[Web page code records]
· · ·

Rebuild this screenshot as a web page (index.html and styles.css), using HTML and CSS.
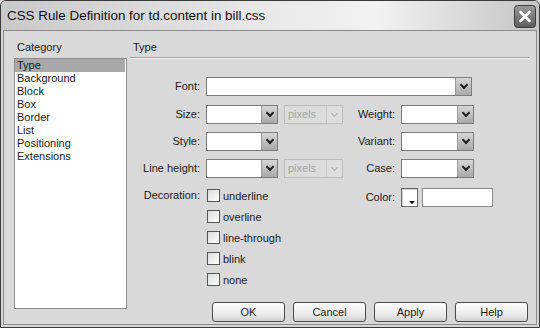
FILE: index.html
```html
<!DOCTYPE html>
<html>
  <head>
    <title>CSS Rule Definition</title>
    <link rel="stylesheet" href="styles.css">
  </head>
  <body>
    <div class="dialog">
      <div class="titlebar">
        <span class="title">CSS Rule Definition for td.content in bill.css</span>
        <span class="close">
          <svg width="22" height="23" viewBox="0 0 22 23">
            <defs>
              <linearGradient id="cg" x1="0" y1="0" x2="0" y2="1">
                <stop offset="0" stop-color="#9a9a9a"/>
                <stop offset="1" stop-color="#5c5c5c"/>
              </linearGradient>
            </defs>
            <rect x="0.5" y="0.5" width="21" height="22" rx="3" fill="url(#cg)" stroke="#3c3c3c"/>
            <path d="M6.5 7 L15.5 16 M15.5 7 L6.5 16" stroke="#fff" stroke-width="2.6" stroke-linecap="round"/>
          </svg>
        </span>
      </div>

      <div class="body">
        <div class="category">
          <div class="caption">Category</div>
          <ul class="list">
            <li class="selected">Type</li>
            <li>Background</li>
            <li>Block</li>
            <li>Box</li>
            <li>Border</li>
            <li>List</li>
            <li>Positioning</li>
            <li>Extensions</li>
          </ul>
        </div>

        <div class="panel">
          <div class="panel-title">Type</div>

          <div class="form">
            <label class="lbl">Font:</label>
            <div class="select wide"><span class="value"></span><span class="arrow"></span></div>

            <label class="lbl">Size:</label>
            <div class="select"><span class="value"></span><span class="arrow"></span></div>
            <div class="select disabled"><span class="value">pixels</span><span class="arrow"></span></div>
            <label class="lbl">Weight:</label>
            <div class="select"><span class="value"></span><span class="arrow"></span></div>

            <label class="lbl">Style:</label>
            <div class="select"><span class="value"></span><span class="arrow"></span></div>
            <div></div>
            <label class="lbl">Variant:</label>
            <div class="select"><span class="value"></span><span class="arrow"></span></div>

            <label class="lbl">Line height:</label>
            <div class="select"><span class="value"></span><span class="arrow"></span></div>
            <div class="select disabled"><span class="value">pixels</span><span class="arrow"></span></div>
            <label class="lbl">Case:</label>
            <div class="select"><span class="value"></span><span class="arrow"></span></div>

            <label class="lbl top">Decoration:</label>
            <div class="checks">
              <div class="check"><span class="box"></span>underline</div>
              <div class="check"><span class="box"></span>overline</div>
              <div class="check"><span class="box"></span>line-through</div>
              <div class="check"><span class="box"></span>blink</div>
              <div class="check"><span class="box"></span>none</div>
            </div>
            <label class="lbl top color-lbl">Color:</label>
            <div class="color">
              <span class="swatch"></span>
              <span class="text-input"></span>
            </div>
          </div>

          <div class="buttons">
            <button>OK</button>
            <button>Cancel</button>
            <button>Apply</button>
            <button>Help</button>
          </div>
        </div>
      </div>
    </div>
  </body>
</html>
```

FILE: styles.css
```css
body {
  margin: 0;
  font-family: "Liberation Sans", Arial, sans-serif;
  font-size: 11px;
  color: #1a1a1a;
  background: #d9d9d9;
}
.dialog {
  width: 540px;
  height: 328px;
  box-sizing: border-box;
  border: 1px solid #3a3a3a;
  border-radius: 6px 6px 0 0;
  padding: 0 2px 2px 2px;
  background: #d6d6d6;
  display: flex;
  flex-direction: column;
}
.titlebar {
  height: 29px;
  margin: 0 -2px;
  padding: 0 3px 0 6px;
  display: flex;
  align-items: center;
  justify-content: space-between;
  border-radius: 5px 5px 0 0;
  background: linear-gradient(to right, #c9c9c9, #e6e6e6 45%, #f2f2f2 70%, #c4c4c4);
}
.title {
  font-size: 13.4px;
  color: #111;
  padding-bottom: 1px;
}
.close {
  display: flex;
  margin-top: 1px;
}
.body {
  flex: 1;
  display: flex;
  border: 1px solid #8a8a8a;
  padding: 10px 7px 2px 10px;
  background: #d9d9d9;
}
.category {
  width: 113px;
  margin-right: 3px;
}
.caption {
  height: 13px;
  line-height: 13px;
  padding-left: 3px;
  margin-bottom: 4px;
}
.list {
  list-style: none;
  margin: 0;
  padding: 0;
  height: 251px;
  box-sizing: border-box;
  border: 1px solid #8c8c8c;
  background: #fff;
}
.list li {
  height: 13px;
  line-height: 13px;
  padding-left: 2px;
  margin-right: 1px;
}
.list li.selected {
  background: #a9a9a9;
}
.panel {
  flex: 1;
  display: flex;
  flex-direction: column;
}
.panel-title {
  height: 13px;
  line-height: 13px;
  padding: 0 0 3px 3px;
  border-bottom: 1px solid #a3a3a3;
  box-shadow: 0 1px 0 #f4f4f4;
}
.form {
  margin-top: 19px;
  display: grid;
  grid-template-columns: 70px 72px 59px 46px 73px;
  grid-auto-rows: auto;
  column-gap: 6px;
  row-gap: 8px;
}
.lbl {
  height: 19px;
  line-height: 19px;
  text-align: right;
  white-space: nowrap;
}
.select {
  height: 19px;
  box-sizing: border-box;
  border: 1px solid #7c7c7c;
  background: #fff;
  display: flex;
}
.select.wide {
  grid-column: 2 / -1;
  margin-right: 2px;
  margin-bottom: 1px;
}
.select .value {
  flex: 1;
  line-height: 17px;
  padding-left: 3px;
}
.select .arrow {
  width: 15px;
  border-left: 1px solid #9a9a9a;
  background: linear-gradient(#d6d6d6, #a9a9a9);
  display: flex;
  align-items: center;
  justify-content: center;
}
.select .arrow::after {
  content: "";
  width: 4px;
  height: 4px;
  border-right: 2px solid #202020;
  border-bottom: 2px solid #202020;
  transform: rotate(45deg);
  margin-top: -3px;
}
.select.disabled {
  border-color: #bdbdbd;
  background: #dcdcdc;
  color: #a6a6a6;
}
.select.disabled .arrow {
  border-left-color: #c8c8c8;
  background: #dedede;
}
.select.disabled .arrow::after {
  border-color: #b0b0b0;
  border-width: 0 1px 1px 0;
}
.top {
  align-self: start;
}
.checks {
  grid-column: 2 / 4;
  display: flex;
  flex-direction: column;
  gap: 2px;
}
.check {
  height: 19px;
  display: flex;
  align-items: center;
  gap: 3px;
  margin-left: 1px;
}
.box {
  width: 13px;
  height: 13px;
  box-sizing: border-box;
  border: 1px solid #555;
  background: linear-gradient(135deg, #dcdcdc, #fff);
}
.color-lbl {
  margin-top: 2px;
}
.color {
  display: flex;
  gap: 4px;
  margin-top: 2px;
  align-self: start;
  width: max-content;
}
.swatch {
  position: relative;
  flex-shrink: 0;
  width: 17px;
  height: 19px;
  box-sizing: border-box;
  border: 1px solid #6a6a6a;
  background: #fff;
  box-shadow: inset 1px 1px 0 #cfcfcf;
}
.swatch::after {
  content: "";
  position: absolute;
  right: 2px;
  bottom: 2px;
  border-left: 3px solid transparent;
  border-right: 3px solid transparent;
  border-top: 3px solid #000;
}
.text-input {
  flex-shrink: 0;
  width: 71px;
  height: 19px;
  box-sizing: border-box;
  border: 1px solid #8a8a8a;
  background: #fff;
}
.buttons {
  margin-top: auto;
  display: flex;
  justify-content: flex-end;
  gap: 8px;
  padding-right: 1px;
}
.buttons button {
  width: 73px;
  height: 20px;
  padding: 0;
  font-family: inherit;
  font-size: 11px;
  color: #1a1a1a;
  border: 1px solid #4c4c4c;
  border-radius: 3px;
  background: linear-gradient(#fdfdfd, #ececec 60%, #d2d2d2);
}
```
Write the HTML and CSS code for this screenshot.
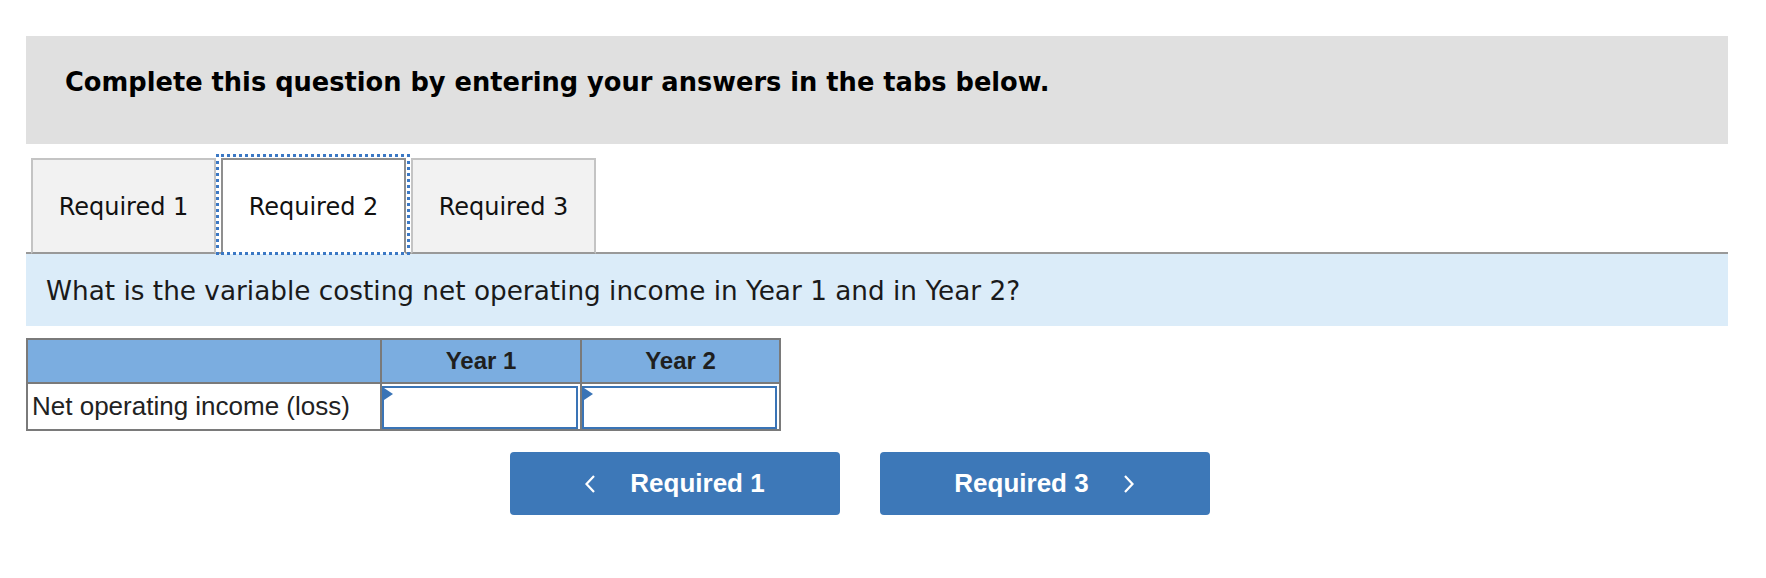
FILE: index.html
```html
<!DOCTYPE html>
<html lang="en">
<head>
    <meta charset="UTF-8">
    <meta name="viewport" content="width=device-width, initial-scale=1.0">
    <title>Required 2</title>
    <link rel="stylesheet" href="styles.css">
</head>
<body>
    <div class="page">
        <div class="instructions">
            <h2>Complete this question by entering your answers in the tabs below.</h2>
        </div>

        <div class="tabs">
            <button class="tab">Required 1</button>
            <button class="tab active">Required 2</button>
            <button class="tab">Required 3</button>
        </div>

        <div class="prompt">
            What is the variable costing net operating income in Year 1 and in Year 2?
        </div>

        <div class="answer-grid">
            <div class="head blank"></div>
            <div class="head">Year 1</div>
            <div class="head">Year 2</div>

            <div class="label">Net operating income (loss)</div>
            <div class="cell"><input type="text" class="entry"></div>
            <div class="cell"><input type="text" class="entry"></div>
        </div>

        <div class="nav">
            <button class="nav-button">
                <svg class="chevron" width="12" height="18" viewBox="0 0 12 18">
                    <polyline points="10,1 2.5,9 10,17" fill="none" stroke="#fff" stroke-width="2.2"/>
                </svg>
                <span>Required 1</span>
            </button>
            <button class="nav-button">
                <span>Required 3</span>
                <svg class="chevron" width="12" height="18" viewBox="0 0 12 18">
                    <polyline points="2,1 9.5,9 2,17" fill="none" stroke="#fff" stroke-width="2.2"/>
                </svg>
            </button>
        </div>
    </div>
</body>
</html>
```

FILE: styles.css
```css
* {
    margin: 0;
    padding: 0;
    box-sizing: border-box;
}

body {
    background: #fff;
    font-family: 'DejaVu Sans', Verdana, sans-serif;
    color: #111;
}

.page {
    padding: 36px 38px 0 26px;
}

.instructions {
    background: #e0e0e0;
    height: 108px;
    padding: 31px 39px 0;
}

.instructions h2 {
    font-size: 25.7px;
    line-height: 30px;
    font-weight: bold;
    color: #000;
}

.tabs {
    display: flex;
    gap: 5px;
    margin-top: 14px;
    padding-left: 5px;
    border-bottom: 2px solid #999;
}

.tab {
    width: 185px;
    height: 96px;
    padding-top: 2px;
    margin-bottom: -2px;
    border: 2px solid #c4c4c4;
    border-bottom: 2px solid #999;
    background: #f2f2f2;
    font-family: 'DejaVu Sans', Verdana, sans-serif;
    font-size: 24px;
    color: #111;
    cursor: pointer;
}

.tab.active {
    position: relative;
    background: #fff;
    border-color: #8f8f8f;
    border-bottom-color: #fff;
}

/* focus ring drawn around the selected tab */
.tab.active::after {
    content: "";
    position: absolute;
    top: -6px;
    left: -7px;
    right: -6px;
    bottom: -3px;
    border: 3px dotted #3b78c4;
}

.prompt {
    background: #dbecf9;
    height: 72px;
    padding: 22px 20px 20px;
    font-size: 26.3px;
    line-height: 30px;
    color: #1a1a1a;
}

.answer-grid {
    display: grid;
    grid-template-columns: 352px 198px 197px;
    grid-template-rows: 42px 45px;
    gap: 2px;
    width: max-content;
    margin-top: 12px;
    background: #7a7a7a;
    border: 2px solid #7a7a7a;
    font-family: 'Liberation Sans', Arial, sans-serif;
}

.head {
    background: #7badE0;
    display: flex;
    align-items: center;
    justify-content: center;
    font-size: 24px;
    font-weight: bold;
    color: #1f1f1f;
}

.label {
    background: #fff;
    display: flex;
    align-items: center;
    padding-left: 4px;
    font-size: 26px;
    color: #222;
}

.cell {
    background: #fff;
    padding: 2px 2px 0 0;
    position: relative;
}

.cell::before {
    content: "";
    position: absolute;
    left: 2px;
    top: 4px;
    border-top: 6.5px solid transparent;
    border-bottom: 6.5px solid transparent;
    border-left: 9px solid #3a74b6;
}

.entry {
    width: 100%;
    height: 100%;
    border: 2px solid #3a74b6;
    font-size: 22px;
    font-family: 'Liberation Sans', Arial, sans-serif;
    text-align: right;
    padding: 0 6px;
}

.entry:focus {
    outline: none;
}

.nav {
    display: flex;
    justify-content: center;
    gap: 40px;
    margin-top: 21px;
    padding-right: 35px;
}

.nav-button {
    width: 330px;
    height: 63px;
    display: flex;
    align-items: center;
    justify-content: center;
    gap: 34px;
    background: #3d78b8;
    border: none;
    border-radius: 4px;
    color: #fff;
    font-family: 'Liberation Sans', Arial, sans-serif;
    font-size: 26px;
    font-weight: bold;
    cursor: pointer;
}

.chevron {
    display: block;
}
```
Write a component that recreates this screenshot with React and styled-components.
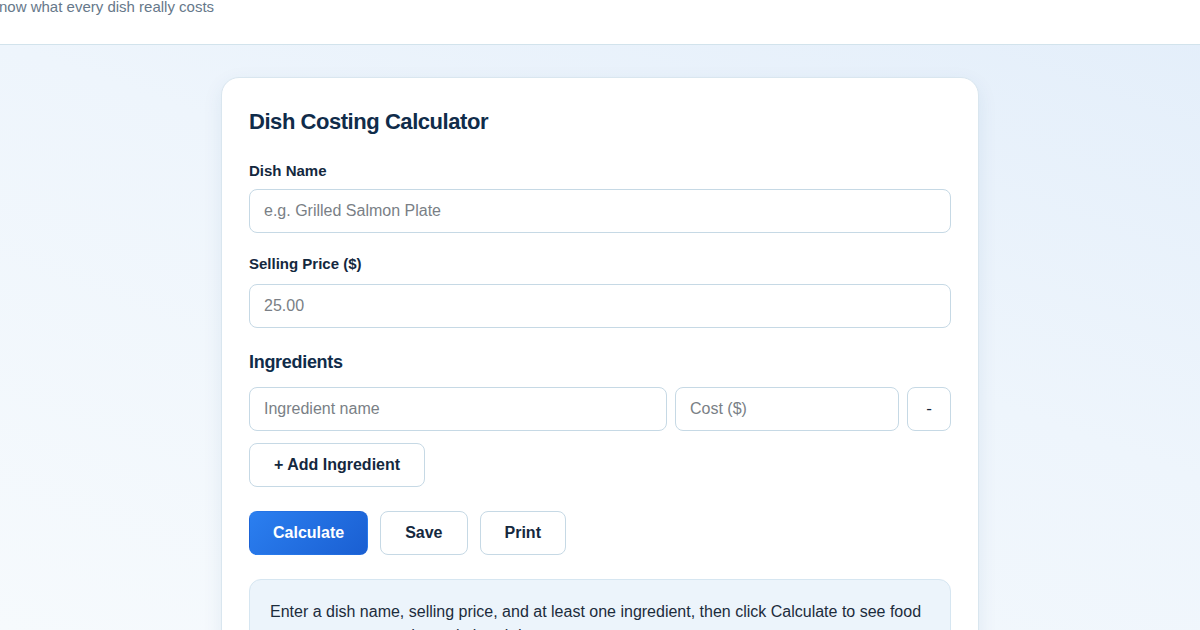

· · ·

**Exercise instructions**
List all lines in the material containing the string "Write".

**Final result**
Write the HTML and CSS code for this screenshot.
Write a component that recreates this screenshot with React and styled-components.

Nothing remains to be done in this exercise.